Here at Big Blue View we obsess, and argue, over every nuance of life with the New York Giants? Who's to blame for the last-minute losses? How long before that old guy isn't their coach any longer? Why does the defense stink? Can't anybody not named Odell Beckham Jr. play this game?
Truth is -- and it's a tricky thing to say because I make my living from all this arguing -- we attach too much significance, we get too worked up over these arguments that have nothing to do with our lives. Events that we have no control over. That don't impact the quality of our existence on the planet.
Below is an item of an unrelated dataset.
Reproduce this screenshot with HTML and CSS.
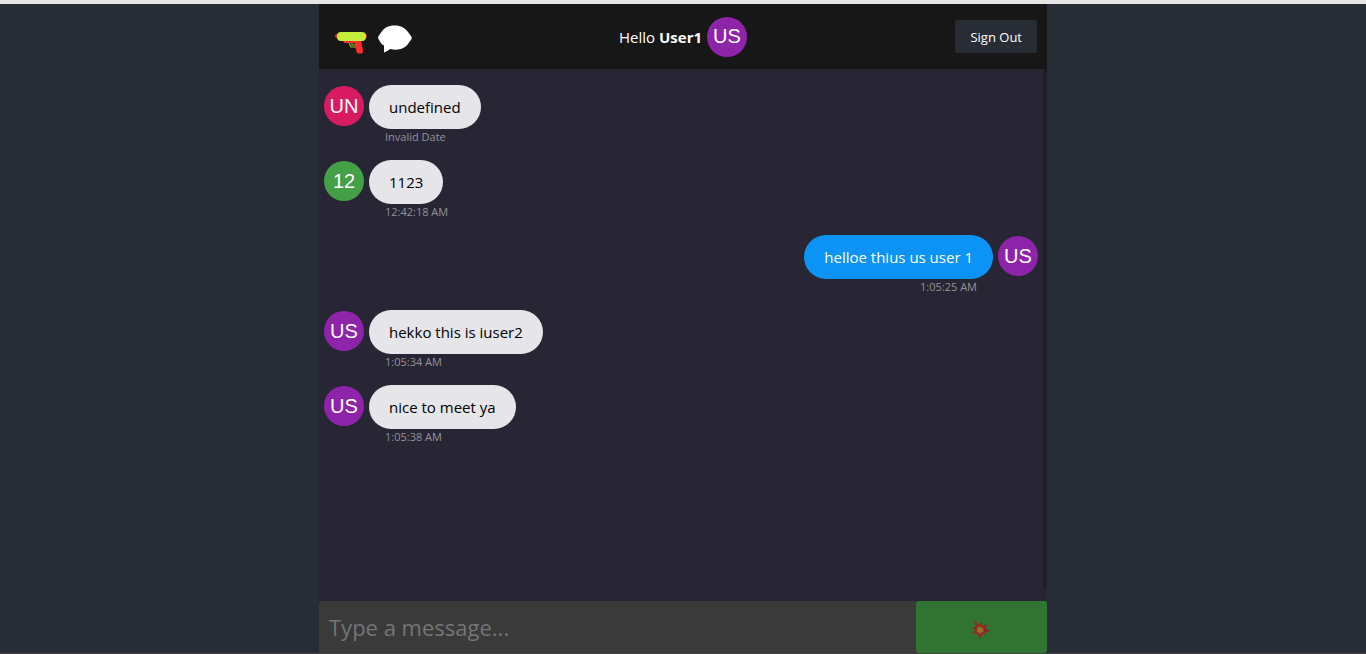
FILE: index.html
```html
<!DOCTYPE html>
<html lang="en">
<head>
    <meta charset="UTF-8">
    <meta name="viewport" content="width=device-width, initial-scale=1.0">
    <title>Chat</title>
    <link rel="stylesheet" href="styles.css">
</head>
<body>
    <div class="app">
        <header class="header">
            <div class="logo">
                <svg width="32" height="32" viewBox="0 0 32 32" aria-hidden="true">
                    <path d="M13.500 19l2.500 5h6M17 19v3h4" fill="none" stroke="#8dbb25" stroke-width="1.200"/>
                    <path d="M8 17h18l2 11q.5 2-1.500 2.500h-3q-1.500 0-2-2l-2-8.500H9z" fill="#ff2d2a"/>
                    <rect x="0" y="11" width="32" height="4" rx="2" fill="#f1302b"/>
                    <rect x="2" y="9" width="29" height="9" rx="4" fill="#c2ee39"/>
                </svg>
                <svg width="34" height="28" viewBox="0 0 34 28" aria-hidden="true">
                    <path d="M17 .5C10 .5 6 3 3 7.500L.3 11.500q-.5 1.500.5 3C2.500 18 4 19.500 6 20.500V27.500q3-.5 6-3.500c9 2 15-1 18-5l3.500-5q.5-1.500-.5-3L30 7C27 3 23 .5 17 .5z" fill="#fff"/>
                </svg>
            </div>
            <div class="greeting">
                <span>Hello <strong>User1</strong></span>
                <span class="avatar purple">US</span>
            </div>
            <button class="sign-out" type="button">Sign Out</button>
        </header>

        <main class="messages">
            <div class="message received">
                <span class="avatar pink">UN</span>
                <div class="content">
                    <p class="bubble">undefined</p>
                    <span class="time">Invalid Date</span>
                </div>
            </div>
            <div class="message received">
                <span class="avatar green">12</span>
                <div class="content">
                    <p class="bubble">1123</p>
                    <span class="time">12:42:18 AM</span>
                </div>
            </div>
            <div class="message sent">
                <span class="avatar purple">US</span>
                <div class="content">
                    <p class="bubble">helloe thius us user 1</p>
                    <span class="time">1:05:25 AM</span>
                </div>
            </div>
            <div class="message received">
                <span class="avatar purple">US</span>
                <div class="content">
                    <p class="bubble">hekko this is iuser2</p>
                    <span class="time">1:05:34 AM</span>
                </div>
            </div>
            <div class="message received">
                <span class="avatar purple">US</span>
                <div class="content">
                    <p class="bubble">nice to meet ya</p>
                    <span class="time">1:05:38 AM</span>
                </div>
            </div>
        </main>

        <form class="send-form">
            <input class="send-input" type="text" placeholder="Type a message..." aria-label="Message">
            <button class="send-button" type="submit" aria-label="Send" disabled>
                <svg width="18" height="20" viewBox="0 0 18 20" aria-hidden="true">
                    <path d="M2 0l5 5 2.500-3.500.5 4 6-1-2.500 3.500L18 11.500l-5 .5 1 3-4-1-2.500 6L6 14l-6-1 3.500-3L0 7.500l4-.5z" fill="#932722"/>
                    <path d="M5.500 6l2 1.500L9 6l1 2.500 2 .5-1 1.500 1 1.500-3 .5-1 2-1-2-2.500-.5 1-2-1-1.500 1.500-.5z" fill="#93702a"/>
                </svg>
            </button>
        </form>
    </div>
</body>
</html>
```

FILE: styles.css
```css
* {
    box-sizing: border-box;
}
body {
    margin: 0;
    background-color: #282c34;
    color: white;
    font-family: "Open Sans", "Noto Sans", sans-serif;
    font-size: 15px;
}
.app {
    display: flex;
    flex-direction: column;
    height: 100vh;
    border-top: 4px solid #e6e6e6;
    border-bottom: 1px solid #444444;
    padding: 0 calc(50% - 364px);
}
.header {
    display: grid;
    grid-template-columns: 1fr auto 1fr;
    align-items: center;
    flex: none;
    height: 65px;
    padding: 0 10px;
    background-color: #181717;
}
.logo {
    display: flex;
    align-items: center;
    gap: 11px;
    padding: 4px 0 0 6px;
}
.greeting {
    display: flex;
    align-items: center;
    gap: 5px;
}
.avatar {
    display: flex;
    align-items: center;
    justify-content: center;
    flex: none;
    width: 40px;
    height: 40px;
    border-radius: 50%;
    font-family: "Liberation Sans", Arial, sans-serif;
    font-size: 20px;
}
.pink {
    background-color: #d81b60;
}
.green {
    background-color: #43a047;
}
.purple {
    background-color: #8e24aa;
}
button {
    border: none;
    color: white;
    font-family: inherit;
    cursor: pointer;
}
.sign-out {
    justify-self: end;
    height: 33px;
    padding: 0 15px;
    border-radius: 2px;
    background-color: #282c34;
    font-size: 13px;
}
.messages {
    display: flex;
    flex-direction: column;
    flex: 1;
    gap: 15px;
    padding: 16px 5px;
    border-right: 4px solid #1e1e24;
    background-color: #282535;
    overflow: hidden;
}
.message {
    display: flex;
    gap: 5px;
}
.message .avatar {
    margin-top: 1px;
}
.sent {
    flex-direction: row-reverse;
}
.content {
    display: flex;
    flex-direction: column;
    align-items: flex-start;
}
.sent .content {
    align-items: flex-end;
}
.bubble {
    max-width: 500px;
    margin: 0;
    padding: 10px 20px;
    border-radius: 25px;
    line-height: 24px;
    background-color: #e5e5ea;
    color: black;
}
.sent .bubble {
    background-color: #0b93f6;
    color: white;
}
.time {
    padding: 0 16px;
    font-size: 11px;
    line-height: 16px;
    color: #949398;
}
.send-form {
    display: flex;
    flex: none;
    height: 65px;
    padding-top: 13px;
    background-color: #282535;
}
.send-input {
    flex: 1;
    min-width: 0;
    padding: 0 10px;
    border: none;
    border-radius: 2px;
    background-color: #3a3a3a;
    color: white;
    font-family: inherit;
    font-size: 22px;
}
.send-input::placeholder {
    color: #757575;
}
.send-button {
    display: flex;
    align-items: center;
    justify-content: center;
    width: 18%;
    padding: 6px 0 0;
    border-radius: 2px;
    background-color: #307332;
}
```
Then, along come events that remind us that there are things -- many things -- more important, and more worth getting emotional about, than whether or not your favorite team wins a game. I have had such events recently in my own life, so I'm sensitive to the subject matter. This, though, is not about me and what is going on in my own life.
When the San Bernardino mass shootings occurred recently, we learned that Giants' safety Nat Berhe had been personally impacted as his cousin, Isaac Amanios, had been among the victims. Berhe first tweeted about the news. Now, he has written an excellent, thoughtful piece for The Players' Tribune.
Here is a very small snippet of Berhe's piece:
The person I am today can largely be credited to my upbringing in San Bernardino, and the lessons I've learned on Waterman Avenue. Now my city is all over the news, and it's spoken of only as a piece of a bigger narrative. Right now, to a lot of people, San Bernardino represents a news story, not a hometown. To most, it's just a trending topic. But we're so much more than that. Isaac is so much more than that. My cousin was not just a statistic. He was not a pawn in a political debate. He was a loving person. He was a family man. He was a human being.
I urge you all to go and read the full story. And to remember while you are obsessing about whatever you believe is wrong with the Giants and whatever the solutions are, that there are a whole host of more important things you could be spending your energy on. Treasure the good things, including when your Giants make you proud. When they don't, remember that nothing happened to you. Berhe's experience, and his words, remind us of that.